On arriving at what appeared to be the opposite bank, we were taken out, and again pulled and hauled through the deep sand, only to be reshipped again on what seemed a respectable river in its own right; and here, getting out of patience with a stream that had no opposite bank, I fell asleep, and left the bullocks to their sorrows and their destiny.

June 4.—Arrived at Jullundur, where we had to share the bungalow with another traveller and a rising family, who kept us alive by howling vigorously all day. The road from this being “Kucha,” literally uncooked, but here meant to express “unmetalled,” we had yet another form of conveyance to make acquaintance with. It was a palkee, rudely strapped upon the body of a worn-out “Dâk garee;” and although a more unpromising-looking locomotive perhaps never was placed upon wheels, the actual reality proved even worse than the appearance foreboded.

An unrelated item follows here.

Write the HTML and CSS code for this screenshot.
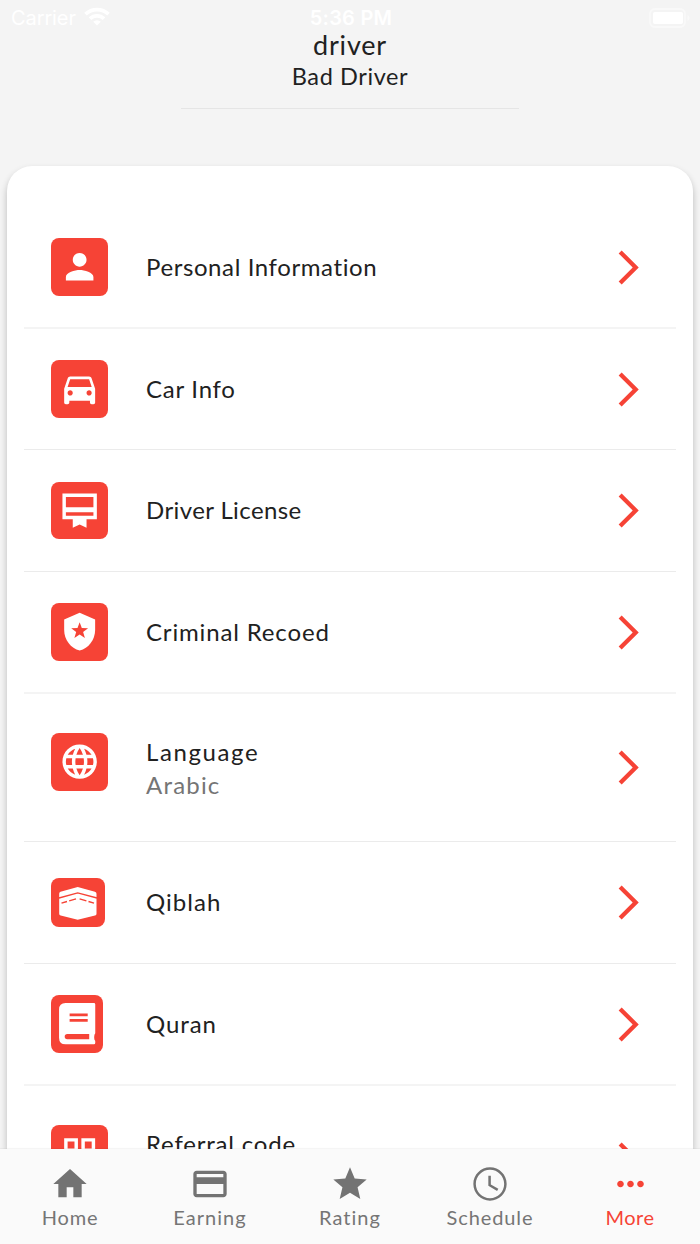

Anybody who has happened to have been run [[32]]away with in a dust-cart through Fenchurch Street, or some other London pavement, the gas pipes being up at the time, might form some idea of our sensations as we pounded along, at full gallop, over some thirty miles of uneven, uncooked road; but to anybody who has not had this advantage, description would be impossible. About half way, it appeared that it was written in my miserable destiny that the off fore-wheel of my shay was to come off, and off it came accordingly; so that once more I became an involuntary disciple of Islam, and went to sleep among the ruins, with rather a feeling of gratitude for the respite than otherwise. On awaking, I found myself again under way; and effecting a junction with my companion, we had a light supper off half a water-melon; and, after crossing the River Beas by a bridge of boats, and being lugged through another waste of sand by bullocks, we once again reached a “cooked” road, and arrived at “Umritsur” at six A.M.